>> start MATERIAL PROVIDED

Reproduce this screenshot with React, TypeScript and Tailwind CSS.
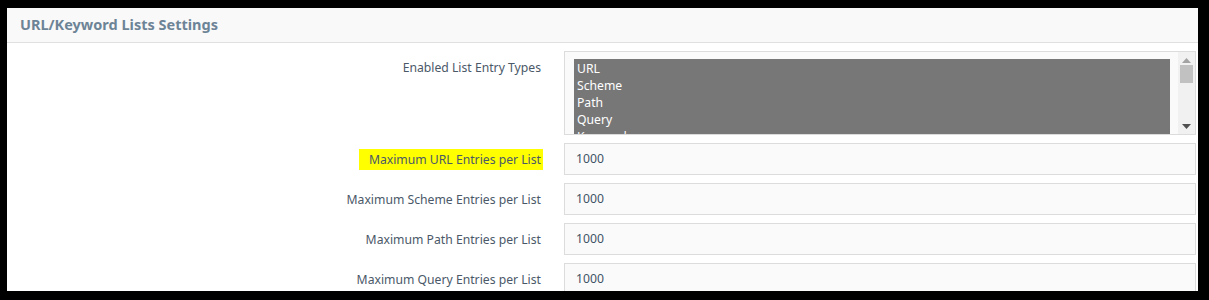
import React from "react";

const font = { fontFamily: '"Noto Sans", "DejaVu Sans", sans-serif' };

function Row({ label, value, highlight }: { label: string; value: string; highlight?: boolean }) {
  return (
    <div className="flex items-center h-[40px]">
      <div className="w-[536px] flex justify-end">
        <span
          className={
            "text-[12.2px] leading-[21px] text-[#4a5868] pr-[2px] " +
            (highlight ? "bg-[#ffff00] pl-[10px]" : "")
          }
        >
          {label}
        </span>
      </div>
      <div className="ml-[21px] mr-[2px] flex-1 h-[32px] border border-[#dcdcdc] bg-[#fafafa] flex items-center pl-[11px] text-[12.2px] text-[#3f5366]">
        {value}
      </div>
    </div>
  );
}

export default function App() {
  return (
    <div className="w-[1209px] h-[300px] bg-black pt-[8px] pl-[7px] pr-[11px] pb-[9px]" style={font}>
      <div className="bg-white h-full overflow-hidden">
        <div className="h-[35px] bg-[#f9f9f9] border-b border-[#e0e0e0] flex items-center pl-[13px]">
          <span className="text-[14.5px] font-bold text-[#6d8497]">URL/Keyword Lists Settings</span>
        </div>
        <div className="flex pt-[8px] h-[96px]">
          <div className="w-[536px] flex justify-end pt-[6px]">
            <span className="text-[12.2px] leading-[21px] text-[#4a5868] pr-[2px]">Enabled List Entry Types</span>
          </div>
          <div className="ml-[21px] mr-[2px] flex-1 h-[84px] border border-[#dcdcdc] bg-[#fafafa] flex pl-[9px] pt-[7px] overflow-hidden">
            <div className="flex-1 bg-[#777777] text-white text-[12.2px] leading-[17px] pl-[3px] pt-[1px] overflow-hidden">
              <div>URL</div>
              <div>Scheme</div>
              <div>Path</div>
              <div>Query</div>
              <div>Keyword</div>
            </div>
            <div className="w-[8px]" />
            <div className="w-[17px] -mt-[7px] h-[83px] bg-[#f1f1f1] flex flex-col items-center justify-between py-[6px]">
              <svg width="9" height="5" viewBox="0 0 9 5">
                <polygon points="0,5 4.5,0 9,5" fill="#a3a3a3" />
              </svg>
              <div className="w-[13px] h-[18px] bg-[#c1c1c1] -mt-[40px]" />
              <svg width="9" height="5" viewBox="0 0 9 5">
                <polygon points="0,0 4.5,5 9,0" fill="#505050" />
              </svg>
            </div>
          </div>
        </div>
        <Row label="Maximum URL Entries per List" value="1000" highlight />
        <Row label="Maximum Scheme Entries per List" value="1000" />
        <Row label="Maximum Path Entries per List" value="1000" />
        <Row label="Maximum Query Entries per List" value="1000" />
      </div>
    </div>
  );
}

>> end MATERIAL PROVIDED

**PROBLEM DETAILS**
Return each line of the data that contains the string "React".

**CORRECT ANSWER**
Reproduce this screenshot with React, TypeScript and Tailwind CSS.
import React from "react";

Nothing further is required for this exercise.